Indonesia adalah negara yang memiliki keberagaman dalam banyak hal, seperti agama, bahasa daerah, adat istiadat, suku, budaya, dan lain-lain. Istimewanya, keberagaman ini tidak lantas menjadikan bangsa ini terpecah belah. Justru dengan keberagaman, Indonesia menjadi lebih kuat dan tangguh.

Toleransi yang tinggi serta rasa persatuan dan kesatuan menjadikan berbagai keberagaman yang ada sebagai salah satu sumber kekayaan budaya bangsa. Seperti semboyan bangsa, yaitu Bhineka Tunggal Ika yang artinya Berbeda-beda tetapi tetap satu jua. 

Rakyat Indonesia memahami bahwa segala perbedaan bukan untuk memecah belah tapi justru untuk memberi kekuatan penuh pada bumi pertiwi tercinta.

6 Agama di Indonesia, Tetap Rukun dan Damai

Saat ini, di Indonesia ada 6 agama dengan umat terbanyak, yaitu Islam, Kristen Protestan, Kristen Katolik, Hindu, Buddha, dan Konghucu. Keenam agama ini hidup saling berdampingan dengan rukun dan damai.

Hal ini tentu saja tidak akan terjadi jika mereka tidak saling memahami konteks kerukunan antar umat beragama. Kondisi rukun dan damai meski berbeda agama dan keyakinan hanya tercipta apabila nilai-nilai toleransi dan rasa saling menghormati dijunjung tinggi oleh masing-masing pemeluk agama dan kepercayaan.

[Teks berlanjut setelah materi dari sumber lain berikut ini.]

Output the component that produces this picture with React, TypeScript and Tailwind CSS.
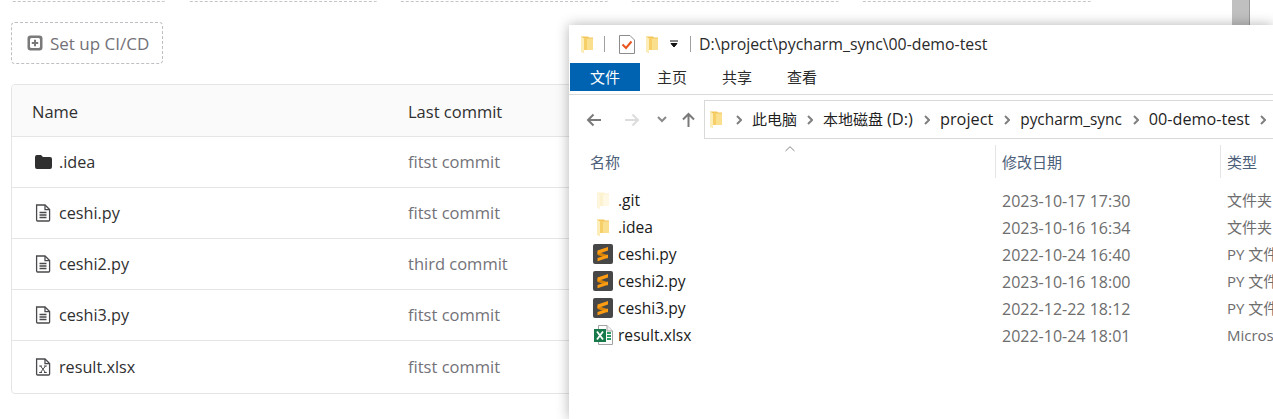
import React from "react";

const cjk = '"Open Sans","Noto Sans CJK SC",sans-serif';

function YFolder({ faded = false }: { faded?: boolean }) {
  return (
    <svg width="12" height="17" viewBox="0 0 12 17" className="shrink-0">
      <path d="M0 0.5 H7 L8 1.5 H12 V14 H3 V17 L0 15.5 Z" fill={faded ? "#fdf2cf" : "#f3c65a"} />
      <path d="M3 2.5 H12 V14 H3 Z" fill={faded ? "#fef8e4" : "#fadf8e"} />
      <path d="M3 2.5 H6 V14 H3 Z" fill={faded ? "#fdf2cf" : "#f6cf68"} />
      <path d="M0 0.5 L3 2.5 V17 L0 15.5 Z" fill={faded ? "#fef6dc" : "#fdeeb9"} />
    </svg>
  );
}

function Sublime() {
  return (
    <svg width="20" height="20" viewBox="0 0 20 20" className="shrink-0">
      <rect x="0" y="0" width="20" height="20" rx="2" fill="#474747" />
      <path d="M4.5 7.8 V11 L15 14.5 V11.2 Z" fill="#d98208" />
      <path d="M15 3 L4.5 6.6 V10.2 L15 6.6 Z" fill="#fb9c12" />
      <path d="M15 10.4 L4.5 14 V17.2 L15 13.7 Z" fill="#fb9c12" />
    </svg>
  );
}

function Excel() {
  return (
    <svg width="19" height="20" viewBox="0 0 19 20" className="shrink-0">
      <path d="M4.5 0.5 H13 L18.5 6 V19.5 H4.5 Z" fill="#fff" stroke="#a3a3a3" />
      <path d="M13 0.5 V6 H18.5" fill="#f0f0f0" stroke="#a3a3a3" />
      <path d="M13 8 H17 M13 11 H17 M13 14 H17" stroke="#2d9a62" strokeWidth="2" />
      <rect x="0" y="4" width="12" height="13" fill="#17794a" />
      <path d="M3 6.5 L9 14.5 M9 6.5 L3 14.5" stroke="#fff" strokeWidth="1.8" />
    </svg>
  );
}

function FileLines() {
  return (
    <svg width="16" height="18" viewBox="0 0 16 18" className="shrink-0" fill="none" stroke="#4a4a4e" strokeWidth="1.3">
      <path d="M1.6 1 H10 L14.6 5.6 V16 a1 1 0 0 1 -1 1 H2.6 a1 1 0 0 1 -1 -1 Z" />
      <path d="M10 1 V5.6 H14.6" />
      <path d="M4.5 8.5 H11.5 M4.5 11 H11.5 M4.5 13.5 H11.5" />
    </svg>
  );
}

function FileX() {
  return (
    <svg width="16" height="18" viewBox="0 0 16 18" className="shrink-0" fill="none" stroke="#4a4a4e" strokeWidth="1.3">
      <path d="M1.6 1 H10 L14.6 5.6 V16 a1 1 0 0 1 -1 1 H2.6 a1 1 0 0 1 -1 -1 Z" />
      <path d="M10 1 V5.6 H14.6" />
      <path d="M5.5 8 L10.5 14.5 M10.5 8 L5.5 14.5 M4.2 8 H7 M9 8 H11.8 M4.2 14.5 H7 M9 14.5 H11.8" strokeWidth="1" />
    </svg>
  );
}

function FolderDark() {
  return (
    <svg width="17" height="14" viewBox="0 0 17 14" className="shrink-0">
      <path d="M0 2 a2 2 0 0 1 2 -2 H6 L8 2 H15 a2 2 0 0 1 2 2 V12 a2 2 0 0 1 -2 2 H2 a2 2 0 0 1 -2 -2 Z" fill="#303030" />
    </svg>
  );
}

function Chevron() {
  return (
    <svg width="6" height="10" viewBox="0 0 6 10" className="shrink-0" fill="none" stroke="#808080" strokeWidth="2">
      <path d="M1 1 L5 5 L1 9" />
    </svg>
  );
}

const repoRows = [
  { icon: <FolderDark />, name: ".idea", commit: "fitst commit" },
  { icon: <FileLines />, name: "ceshi.py", commit: "fitst commit" },
  { icon: <FileLines />, name: "ceshi2.py", commit: "third commit" },
  { icon: <FileLines />, name: "ceshi3.py", commit: "fitst commit" },
  { icon: <FileX />, name: "result.xlsx", commit: "fitst commit" },
];

const fileRows = [
  { icon: <YFolder faded />, name: ".git", date: "2023-10-17 17:30", type: "文件夹" },
  { icon: <YFolder />, name: ".idea", date: "2023-10-16 16:34", type: "文件夹" },
  { icon: <Sublime />, name: "ceshi.py", date: "2022-10-24 16:40", type: "PY 文件" },
  { icon: <Sublime />, name: "ceshi2.py", date: "2023-10-16 18:00", type: "PY 文件" },
  { icon: <Sublime />, name: "ceshi3.py", date: "2022-12-22 18:12", type: "PY 文件" },
  { icon: <Excel />, name: "result.xlsx", date: "2022-10-24 18:01", type: "Microsoft Excel" },
];

const topSegments = [
  { w: 153, gap: 24 },
  { w: 188, gap: 23 },
  { w: 208, gap: 23 },
  { w: 208, gap: 23 },
  { w: 229, gap: 0 },
];

export default function App() {
  return (
    <div
      className="relative h-[419px] w-[1273px] overflow-hidden bg-white text-[#303030]"
      style={{ fontFamily: cjk }}
    >
      {/* GitLab page */}
      <div className="pl-[11px] pr-[12px]">
        <div className="flex h-[2px] pl-px">
          {topSegments.map((s, i) => (
            <div
              key={i}
              className="h-[2px] shrink-0 rounded-br border-r border-b border-dashed border-[#c4c4c8]"
              style={{ width: s.w, marginRight: s.gap }}
            />
          ))}
        </div>
        <div className="mt-[20px] flex h-[42px] w-[152px] items-center gap-[7px] rounded border border-dashed border-[#bfbfc3] pl-[15px] text-[17px] text-[#737278]">
          <svg width="16" height="16" viewBox="0 0 16 16">
            <rect x="0.5" y="0.5" width="15" height="15" rx="3" fill="#7a7a7a" />
            <rect x="3" y="3" width="10" height="10" rx="1.5" fill="#fff" />
            <path d="M8 4.8 V11.2 M4.8 8 H11.2" stroke="#7a7a7a" strokeWidth="2" />
          </svg>
          <span className="pt-px">Set up CI/CD</span>
        </div>
        <div className="mt-[20px] h-[310px] w-full overflow-hidden rounded border border-[#e5e5e5]">
          <div className="flex h-[52px] items-center border-b border-[#e5e5e5] bg-[#fafafa] pl-[20px] pt-[3px] text-[16.5px]">
            <span className="w-[376px]">Name</span>
            <span>Last commit</span>
          </div>
          {repoRows.map((r, i) => (
            <div
              key={r.name}
              className={`flex items-center pl-[23px] pt-px text-[16.5px] ${i < 4 ? "h-[51px] border-b border-[#e5e5e5]" : "h-[52px]"}`}
            >
              <div className="flex w-[373px] items-center gap-[8px]">
                <span className="flex w-[16px] justify-center">{r.icon}</span>
                <span className="text-[16.2px] text-[#303030]">{r.name}</span>
              </div>
              <span className="text-[#737278]">{r.commit}</span>
            </div>
          ))}
        </div>
      </div>

      {/* Scrollbar behind the window */}
      <div className="absolute right-[23px] top-0 h-[25px] w-[18px] border-r border-[#9a9a9a] bg-[#c0c0c0]" />

      {/* Explorer window */}
      <div className="absolute left-[569px] top-[25px] h-[394px] w-[704px] bg-white text-[15px] shadow-[0_0_12px_rgba(0,0,0,0.3)]">
        <div className="flex h-[38px] items-center pl-[12px] text-[#2a2a2a]">
          <YFolder />
          <span className="ml-[11px] h-[16px] w-px bg-[#a0a0a0]" />
          <svg width="16" height="19" viewBox="0 0 16 19" className="ml-[14px]">
            <path d="M0.5 0.5 H11 L15.5 5 V18.5 H0.5 Z" fill="#fff" stroke="#8c8c8c" />
            <path d="M3.5 9.5 L7 13 L12.5 6.5" fill="none" stroke="#e8541e" strokeWidth="2" />
          </svg>
          <span className="ml-[11px] flex"><YFolder /></span>
          <svg width="10" height="8" viewBox="0 0 10 8" className="ml-[11px]">
            <path d="M1 1 H9 M2 3.5 H8 L5 7 Z" stroke="#111" fill="#111" />
          </svg>
          <span className="ml-[11px] h-[16px] w-px bg-[#a0a0a0]" />
          <span className="ml-[8px] pt-[2px] text-[15.85px]">D:\project\pycharm_sync\00-demo-test</span>
        </div>
        <div className="flex h-[32px] items-start border-b border-[#dadada]">
          <div className="ml-px flex h-[28px] w-[70px] items-center justify-center bg-[#0063b1] text-white">文件</div>
          <div className="flex h-[28px] items-center gap-[35px] pl-[17px] text-[#2a2a2a]">
            <span>主页</span>
            <span>共享</span>
            <span>查看</span>
          </div>
        </div>
        <div className="flex h-[44px] items-end">
          <div className="flex h-[39px] w-[135px] shrink-0 items-center pl-[17px]">
            <svg width="15" height="14" viewBox="0 0 15 14" fill="none" stroke="#7a7a7a" strokeWidth="2">
              <path d="M15 7 H2 M7.5 1.5 L2 7 L7.5 12.5" />
            </svg>
            <svg width="15" height="14" viewBox="0 0 15 14" fill="none" stroke="#dcdcdc" strokeWidth="2" className="ml-[24px]">
              <path d="M0 7 H13 M7.5 1.5 L13 7 L7.5 12.5" />
            </svg>
            <svg width="10" height="7" viewBox="0 0 10 7" fill="none" stroke="#8a8a8a" strokeWidth="2" className="ml-[17px]">
              <path d="M1 1 L5 5 L9 1" />
            </svg>
            <svg width="13" height="15" viewBox="0 0 13 15" fill="none" stroke="#7a7a7a" strokeWidth="2" className="ml-[15px]">
              <path d="M6.5 15 V2 M1 7.5 L6.5 2 L12 7.5" />
            </svg>
          </div>
          <div className="flex h-[39px] flex-1 items-center whitespace-nowrap border-y border-l border-[#d9d9d9] pl-[5px] text-[16px] text-[#1f1f1f]">
            <YFolder />
            <span className="ml-[14px] flex"><Chevron /></span>
            <span className="ml-[10px] text-[15px]">此电脑</span>
            <span className="ml-[10px] flex"><Chevron /></span>
            <span className="ml-[10px] text-[15px]">本地磁盘 <span className="text-[16.5px]">(D:)</span></span>
            <span className="ml-[11px] flex"><Chevron /></span>
            <span className="ml-[10px] text-[16.3px]">project</span>
            <span className="ml-[11px] flex"><Chevron /></span>
            <span className="ml-[10px] text-[15.4px]">pycharm_sync</span>
            <span className="ml-[11px] flex"><Chevron /></span>
            <span className="ml-[10px] text-[16.2px]">00-demo-test</span>
            <span className="ml-[10px] flex"><Chevron /></span>
          </div>
        </div>
        <div className="relative flex h-[39px] items-end text-[#4c607a]">
          <svg width="10" height="6" viewBox="0 0 10 6" fill="none" stroke="#888" className="absolute left-[216px] top-[7px]">
            <path d="M0.5 5 L5 0.7 L9.5 5" />
          </svg>
          <span className="flex h-[33px] w-[426px] shrink-0 items-center pl-[21px] pt-px">名称</span>
          <span className="flex h-[33px] w-[225px] shrink-0 items-center border-l border-[#e5e5e5] pl-[6px] pt-px">修改日期</span>
          <span className="flex h-[33px] items-center border-l border-[#e5e5e5] pl-[6px] pt-px">类型</span>
        </div>
        <div className="mt-[9px]">
          {fileRows.map((r) => (
            <div key={r.name} className="flex h-[27px] items-center whitespace-nowrap">
              <div className="flex w-[433px] shrink-0 items-center pl-[24px]">
                <span className="flex w-[20px] justify-center">{r.icon}</span>
                <span className="ml-[5px] text-[15.6px] text-[#1a1a1a]">{r.name}</span>
              </div>
              <span className="w-[225px] shrink-0 text-[16px] text-[#6d6d6d]">{r.date}</span>
              <span className="text-[#6d6d6d]">{r.type}</span>
            </div>
          ))}
        </div>
      </div>
    </div>
  );
}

Jika ada beberapa konflik agama yang pernah terjadi di Indonesia, kita harus meyakini bahwa konflik bukanlah murni terjadi karena ketiadaan toleransi di tengah-tengah masyarakat melainkan merupakan satu konflik yang telah dibumbui oleh berbagai isu-isu lainnya, seperti politik, ekonomi, hukum, dan lain-lain. Sebab, sejatinya masyarakat Indonesia sudah menegakkan nilai-nilai Toleransi Beragama yang kuat sehingga bisa hidup rukun dan damai dari zaman nenek moyang hingga anak cucu.
Maka dari itu, tentu saja pelaku-pelaku provokatif harus ditindak tegas karena telah berupaya merusak tatanan kerukunan umat beragama yang ada.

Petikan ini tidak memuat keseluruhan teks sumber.